Pour elle, avec le paragraphe précédent, le président Sarkozy s'adresse au premier ministre Charest dans cette lettre envoyée à Pauline Marois et à Gilles Duceppe. «Est-ce que M. Charest accepte cette nouvelle idéologie triangulaire? La question s'adresse à M. Charest. Est-ce que cela veut dire que le gouvernement du Québec sera soumis aux diktats d'Ottawa dans ses relations avec la France?» a-t-elle lancé. «Ce n'est pas un message à nous, c'est un message au gouvernement du Québec. Avec cette thèse, il n'y aurait pas de Délégation du Québec en France avec les privilèges qu'on lui connaît. Pas de diversité culturelle!» a-t-elle lancé.

Pour elle, c'est à M. Charest ou au ministre des Relations internationales, Pierre Arcand, de répondre. Au cabinet de Jean Charest, l'attaché de presse Hugo D'Amours prévenait qu'il n'y aurait pas de déclaration de son patron. «On n'a pas à interpréter ce qu'a écrit le président.
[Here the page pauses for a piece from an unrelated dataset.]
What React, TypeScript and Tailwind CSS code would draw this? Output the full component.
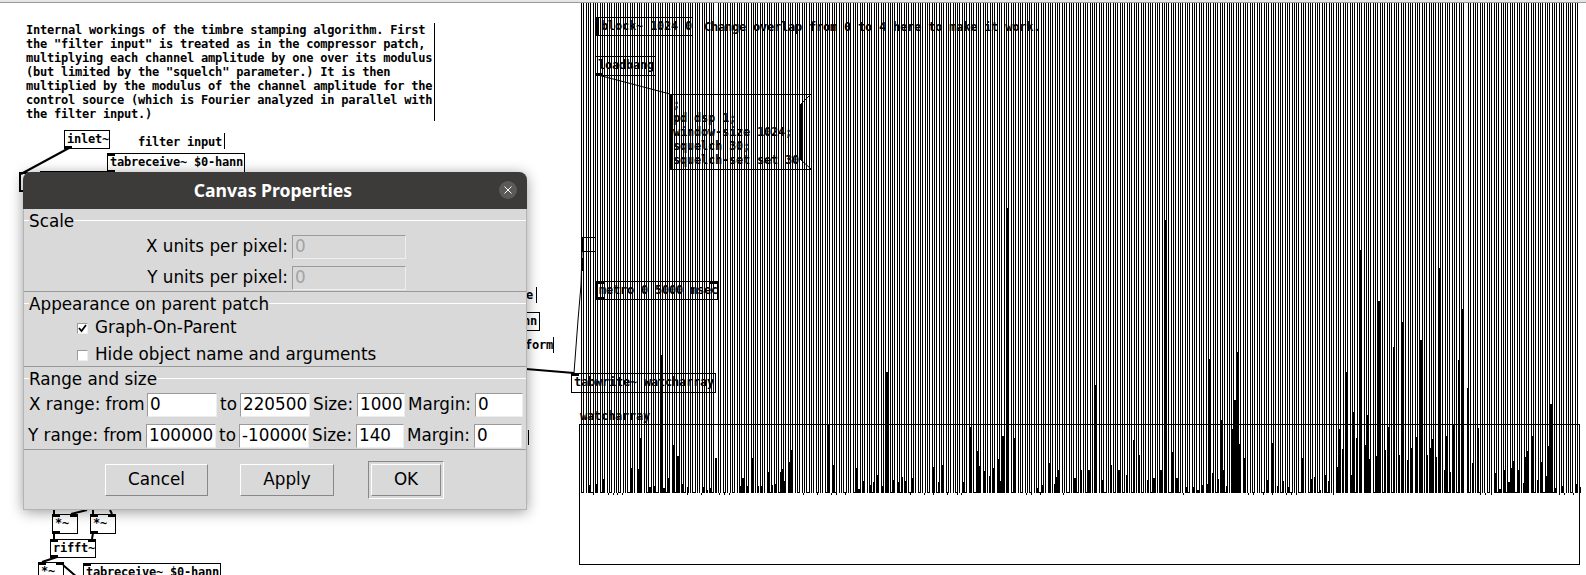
import { ReactNode } from "react";

// bars read off the reference: [x, top, width] in screen pixels
const tallBars: number[][] = [
  [660, 355, 2], [827, 424, 3], [886, 372, 3], [1006, 208, 3], [1095, 385, 2], [1164, 220, 3], [1208, 359, 2], [1234, 400, 2],
  [1236, 352, 2], [1346, 372, 2], [1352, 412, 2], [1359, 250, 3], [1366, 415, 2], [1378, 301, 2], [1379, 411, 2], [1393, 347, 2],
  [1401, 322, 3], [1420, 340, 2], [1439, 268, 2], [1458, 360, 2], [1462, 309, 2], [1467, 388, 2], [1550, 404, 2],
  [1074, 478, 2], [1080, 470, 2], [1088, 470, 2], [1102, 480, 2], [1110, 465, 2], [1118, 470, 2], [1126, 475, 2], [1133, 440, 2],
  [1138, 455, 2], [1147, 480, 2], [1153, 478, 2], [1160, 470, 2], [1172, 452, 2], [1176, 478, 2],
];

// same thing measured on the 3x crop at (570,410)
const leftBars: number[][] = [
  [58, 225], [75, 222], [100, 207], [183, 175], [200, 178], [210, 84], [238, 232], [252, 228], [280, 235],
  [295, 205], [310, 105], [322, 138], [337, 222], [352, 232], [395, 232], [407, 240], [421, 235], [434, 212],
  [436, 145], [506, 228], [517, 205], [532, 228], [547, 145], [560, 228], [574, 228], [590, 185], [602, 225],
  [616, 222], [630, 185], [632, 178], [643, 212], [657, 155], [659, 120], [785, 165], [855, 175], [865, 237],
  [880, 212], [897, 225], [908, 215], [922, 195], [935, 228], [965, 210], [980, 215], [992, 202], [1006, 212],
  [1022, 205], [1090, 172], [1103, 215], [1117, 165], [1175, 215], [1200, 50], [1217, 123], [1228, 168],
  [1243, 182], [1256, 198], [1270, 175], [1282, 148], [1286, 212], [1297, 78], [1328, 84], [1397, 235],
  [1412, 225], [1438, 160], [1452, 222], [1456, 200], [1465, 180],
];

// and on the 3x crop at (1180,380)
const rightBars: number[][] = [
  [14, 322], [40, 322], [52, 330], [67, 315], [80, 312], [95, 278], [110, 297], [120, 120], [125, 270], [137, 318],
  [152, 148], [165, 60], [178, 192], [193, 235], [262, 300], [277, 190], [290, 318], [305, 302], [320, 322],
  [362, 235], [390, 297], [403, 292], [416, 330], [431, 285], [445, 303], [470, 262], [473, 148], [485, 207],
  [512, 285], [515, 95], [527, 175], [553, 195], [557, 105], [568, 238], [584, 228], [598, 92], [612, 210],
  [625, 140], [640, 285], [653, 225], [680, 240], [694, 205], [708, 170], [737, 225], [750, 205], [752, 178],
  [764, 232], [792, 270], [795, 168], [806, 275], [820, 133], [833, 200], [862, 278], [875, 250], [890, 145],
  [945, 278], [958, 327], [972, 270], [985, 305], [990, 265], [1000, 243], [1012, 270], [1028, 310], [1032, 232],
  [1042, 212], [1056, 168], [1070, 300], [1084, 245], [1098, 288], [1100, 198], [1111, 72], [1126, 323],
  [1142, 318], [1184, 312], [1196, 320],
];

const ticksLeft = [70, 113, 128, 142, 155, 350, 392, 448, 462, 476, 698, 740, 783, 797, 825, 1020, 1062, 1090, 1132, 1160, 1172, 1367, 1382, 1410, 1480];
const ticksRight = [10, 205, 220, 248, 275, 317, 332, 347, 458, 900, 915, 932, 1137, 1152, 1180];

const bars = [
  ...tallBars,
  ...leftBars.map(([x, y]) => [570 + x / 3, 410 + y / 3, 2]),
  ...rightBars.map(([x, y]) => [1180 + x / 3, 380 + y / 3, 2]),
];

const lines = Array.from({ length: 430 }, (_, i) => Math.round(581 + i * 2.322)).filter(
  (x) => !(x > 714 && x < 718) && !(x > 1463 && x < 1467)
);

const Waveform = () => (
  <svg className="absolute left-0 top-0" width="1586" height="575" shapeRendering="crispEdges">
    {lines.map((x) => (
      <rect key={x} x={x} y={3} width={1} height={490} fill="#000" />
    ))}
    {lines.map((x, i) =>
      i % 4 === 0 ? <rect key={x} x={x} y={492} width={3} height={1} fill="#000" /> : null
    )}
    {bars.map(([x, y, w], i) => (
      <rect key={i} x={Math.round(x)} y={Math.round(y)} width={w} height={493 - Math.round(y)} fill="#000" />
    ))}
    {ticksLeft.map((x) => (
      <rect key={x} x={Math.round(570 + x / 3)} y={493} width={1} height={2} fill="#000" />
    ))}
    {ticksRight.map((x) => (
      <rect key={x} x={Math.round(1180 + x / 3)} y={493} width={1} height={2} fill="#000" />
    ))}
  </svg>
);

const Wires = () => (
  <svg className="absolute left-0 top-0" width="1586" height="575" fill="none" stroke="#000">
    <path d="M69 148 L21 174" strokeWidth="2" />
    <path d="M40 172 H108" strokeWidth="2" />
    <path d="M526 369 L574 373" strokeWidth="2" />
    <path d="M598 75 L670 94" strokeWidth="1" />
    <path d="M583 258 V271" strokeWidth="2" />
    <path d="M574 373 L578 320 L581 285 L582 252" strokeWidth="1" />
    <path d="M54 510 V514 M71 514 L87 510 M93 510 V514 M110 510 L112 514" strokeWidth="2" />
    <path d="M54 533 V539 M93 533 L92 539 M57 557 L42 562 M63 565 L78 578" strokeWidth="2" />
  </svg>
);

const Obj = ({ className, children }: { className: string; children?: ReactNode }) => (
  <div
    className={`absolute border border-black px-[2px] font-['DejaVu_Sans_Mono',monospace] text-[12px] font-bold leading-[17px] whitespace-pre tracking-[-0.22px] text-black ${className}`}
  >
    {children}
  </div>
);

const Nub = ({ className }: { className: string }) => (
  <span className={`absolute h-[3px] w-[7px] bg-black ${className}`} />
);

const Note = ({ className, children }: { className: string; children: ReactNode }) => (
  <div
    className={`absolute font-['DejaVu_Sans_Mono',monospace] text-[12px] font-bold leading-[14px] whitespace-pre tracking-[-0.22px] text-black ${className}`}
  >
    {children}
  </div>
);

const Patch = () => (
  <>
    <Note className="left-[26px] top-[23px] h-[98px] w-[409px] border-r border-black">
      {`Internal workings of the timbre stamping algorithm. First
the "filter input" is treated as in the compressor patch,
multiplying each channel amplitude by one over its modulus
(but limited by the "squelch" parameter.) It is then
multiplied by the modulus of the channel amplitude for the
control source (which is Fourier analyzed in parallel with
the filter input.)`}
    </Note>
    <Obj className="left-[64px] top-[130px] h-[19px] w-[46px]">
      inlet~
      <Nub className="-bottom-px left-0" />
    </Obj>
    <Note className="left-[138px] top-[133px] h-[16px] w-[87px] border-r border-black leading-[18px]">filter input</Note>
    <Obj className="left-[107px] top-[153px] h-[20px] w-[138px]">
      tabreceive~ $0-hann
      <Nub className="-top-px left-0" />
      <Nub className="-bottom-px left-0" />
    </Obj>
    <Obj className="left-[19px] top-[172px] h-[20px] w-[30px] border-2">*~</Obj>

    <Note className="left-[523px] top-[287px] h-[16px] w-[14px] border-r border-black pl-[3px] leading-[16px]">e</Note>
    <Obj className="left-[510px] top-[312px] h-[19px] w-[30px] text-right">nn</Obj>
    <Note className="left-[510px] top-[337px] h-[16px] w-[44px] border-r border-black text-right leading-[16px]">form</Note>
    <div className="absolute left-[528px] top-[430px] h-[15px] w-px bg-black" />

    <Obj className="left-[52px] top-[514px] h-[20px] w-[26px]">
      *~
      <Nub className="-top-px left-0" />
      <Nub className="-top-px right-0" />
      <Nub className="-bottom-px left-0" />
    </Obj>
    <Obj className="left-[90px] top-[514px] h-[20px] w-[26px]">
      *~
      <Nub className="-top-px left-0" />
      <Nub className="-top-px right-0" />
      <Nub className="-bottom-px left-0" />
    </Obj>
    <Obj className="left-[50px] top-[539px] h-[19px] w-[46px]">
      rifft~
      <Nub className="-top-px left-0" />
      <Nub className="-top-px right-0" />
      <Nub className="-bottom-px left-0" />
    </Obj>
    <Obj className="left-[38px] top-[562px] h-[20px] w-[26px]">
      *~
      <Nub className="-top-px left-0" />
      <Nub className="-top-px right-0" />
    </Obj>
    <Obj className="left-[83px] top-[563px] h-[20px] w-[138px]">
      tabreceive~ $0-hann
      <Nub className="-top-px left-0" />
    </Obj>

    <Obj className="left-[596px] top-[17px] h-[19px] w-[97px] border-l-[3px]">block~ 1024 0</Obj>
    <Note className="left-[704px] top-[20px]">Change overlap from 0 to 4 here to make it work.</Note>
    <Obj className="left-[596px] top-[56px] h-[20px] w-[60px] border-x-0 px-[1px]">
      loadbang
      <Nub className="-bottom-px left-0" />
    </Obj>
    <div className="absolute left-[670px] top-[94px] h-[76px] w-[141px] border-y border-l-[3px] border-black">
      <Note className="left-0 top-[2px]">{`;
pd dsp 1;
window-size 1024;
squelch 30;
squelch-set set 30`}</Note>
      <div className="absolute left-[127px] top-[9px] h-[56px] w-[2px] bg-black" />
    </div>
    <svg className="absolute left-[795px] top-[90px]" width="20" height="84" fill="none" stroke="#000">
      <path d="M16 4 L6 14 M6 70 L16 79" />
    </svg>
    <Obj className="left-[581px] top-[237px] h-[15px] w-[15px] border-l-2" />
    <Obj className="left-[596px] top-[281px] h-[19px] w-[122px] px-[1px]">
      metro 0 5000 msec
      <Nub className="-top-px left-0" />
      <Nub className="-top-px right-0" />
      <Nub className="-bottom-px left-0" />
    </Obj>
    <Obj className="left-[571px] top-[373px] h-[20px] w-[145px]">
      tabwrite~ watcharray
      <Nub className="-top-px left-0" />
    </Obj>
    <Note className="left-[580px] top-[409px]">watcharray</Note>
    <div className="absolute left-[579px] top-[424px] h-[141px] w-[1001px] border border-black" />
  </>
);

const Section = ({ title, className, children }: { title: string; className: string; children: ReactNode }) => (
  <section className={`flex flex-col border-b border-[#999999] ${className}`}>
    <div className="flex h-[22px] items-center">
      <span className="w-[5px] self-center border-t border-white" />
      <span className="relative top-[1px] leading-none">{title}</span>
      <span className="flex-1 border-t border-white" />
    </div>
    {children}
  </section>
);

const Field = ({ value, className, disabled }: { value: string; className: string; disabled?: boolean }) => (
  <input
    readOnly
    value={value}
    className={`h-[24px] border border-b-[#eeeeee] border-l-[#9a9a9a] border-r-[#eeeeee] border-t-[#9a9a9a] px-[2px] outline-none ${
      disabled ? "bg-[#d9d9d9] text-[#a3a3a3]" : "bg-white text-black"
    } ${className}`}
  />
);

const ScaleRow = ({ label }: { label: string }) => (
  <div className="flex w-[382px] items-center justify-end gap-[4px]">
    <span>{label}</span>
    <Field value="0" disabled className="w-[114px]" />
  </div>
);

const Check = ({ label, checked }: { label: string; checked?: boolean }) => (
  <label className="flex h-[22px] items-center gap-[7px] pl-[53px]">
    <span className="flex size-[11px] items-center justify-center border border-b-[#eeeeee] border-l-[#9a9a9a] border-r-[#eeeeee] border-t-[#9a9a9a] bg-white">
      {checked && (
        <svg width="9" height="9" viewBox="0 0 9 9" fill="none" stroke="#000" strokeWidth="1.8">
          <path d="M1 4 L3.5 7 L8 1" />
        </svg>
      )}
    </span>
    {label}
  </label>
);

const RangeRow = ({ axis, className, v }: { axis: string; className: string; v: string[] }) => (
  <div className={`flex items-center ${className}`}>
    <span className="w-[118px] whitespace-nowrap">{axis} range: from</span>
    <Field value={v[0]} className="w-[70px]" />
    <span className="w-[23px] text-center">to</span>
    <Field value={v[1]} className="w-[70px]" />
    <span className="w-[47px] pl-[3px]">Size:</span>
    <Field value={v[2]} className="w-[48px]" />
    <span className="w-[70px] pl-[3px]">Margin:</span>
    <Field value={v[3]} className="w-[48px]" />
  </div>
);

const Btn = ({ children, className }: { children: ReactNode; className: string }) => (
  <button className={`h-[32px] border border-b-[#888888] border-l-white border-r-[#888888] border-t-white bg-[#d9d9d9] ${className}`}>
    {children}
  </button>
);

const Dialog = () => (
  <div className="absolute left-[23px] top-[172px] flex h-[338px] w-[504px] flex-col rounded-t-[8px] border-x border-b border-[#b4b4b4] bg-[#d9d9d9] font-['DejaVu_Sans',sans-serif] text-[16.8px] text-black shadow-[0_2px_14px_rgba(0,0,0,0.4)]">
    <header className="relative -mx-px flex h-[37px] shrink-0 items-center justify-center rounded-t-[8px] bg-[#3c3b39]">
      <h1 className="relative -left-[2px] font-['Noto_Sans',sans-serif] text-[17.6px] font-bold text-white">Canvas Properties</h1>
      <span className="absolute right-[10px] top-[9px] flex size-[18px] items-center justify-center rounded-full bg-[#5a5a58]">
        <svg width="8" height="8" viewBox="0 0 8 8" stroke="#fff" strokeWidth="1">
          <path d="M0.5 0.5 L7.5 7.5 M7.5 0.5 L0.5 7.5" />
        </svg>
      </span>
    </header>
    <Section title="Scale" className="h-[83px]">
      <div className="flex flex-col gap-[6px] pt-[3px]">
        <ScaleRow label="X units per pixel:" />
        <ScaleRow label="Y units per pixel:" />
      </div>
    </Section>
    <Section title="Appearance on parent patch" className="h-[75px]">
      <div className="flex flex-col gap-[5px] pt-[3px]">
        <Check label="Graph-On-Parent" checked />
        <Check label="Hide object name and arguments" />
      </div>
    </Section>
    <Section title="Range and size" className="h-[83px]">
      <div className="flex flex-col gap-[6px] pt-[3px]">
        <RangeRow axis="X" className="pl-[5px]" v={["0", "220500", "1000", "0"]} />
        <RangeRow axis="Y" className="pl-[4px]" v={["100000", "-100000", "140", "0"]} />
      </div>
    </Section>
    <footer className="flex flex-1 items-center pl-[81px]">
      <Btn className="w-[103px]">Cancel</Btn>
      <Btn className="ml-[32px] w-[94px]">Apply</Btn>
      <div className="ml-[34px] border border-b-white border-l-[#888888] border-r-white border-t-[#888888] p-[2px]">
        <Btn className="block w-[70px]">OK</Btn>
      </div>
    </footer>
  </div>
);

export default function App() {
  return (
    <div className="relative h-[575px] w-[1586px] overflow-hidden bg-white">
      <div className="h-[3px] border-b border-[#999999] bg-[#e6e6e6]" />
      <Waveform />
      <Wires />
      <Patch />
      <Dialog />
    </div>
  );
}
On signe des ententes de coopération avec la France, on laisse Mme Beaudoin à ses chicanes», a-t-il laissé tomber.

Pour le député bloquiste Pierre Paquette, la lettre du président offre «un ton fraternel». «Il veut, je pense, rétablir les choses pour travailler sur une base beaucoup plus solide pour l'avenir, contrairement à ses premières déclarations au ton plus provocant.»

M. Sarkozy «parle de la place particulière que tient dans le coeur des Français la nation québécoise. Il parle aussi d'une relation unique. Alors, je crois qu'il reconnaît que cette relation unique entre la France et le Québec demeure extrêmement importante pour les Français comme pour les Québécois.»

Le président Sarkozy garde le cap sur sa détermination à préserver les relations avec «le Canada dans son ensemble». «Il peut avoir son opinion. Ce qui est important, pour nous, c'est que le Québec puisse continuer à avoir des relations privilégiées avec la France et que la France considère le Québec comme un partenaire unique, ce qui a été reconnu dans la lettre de M. Sarkozky.»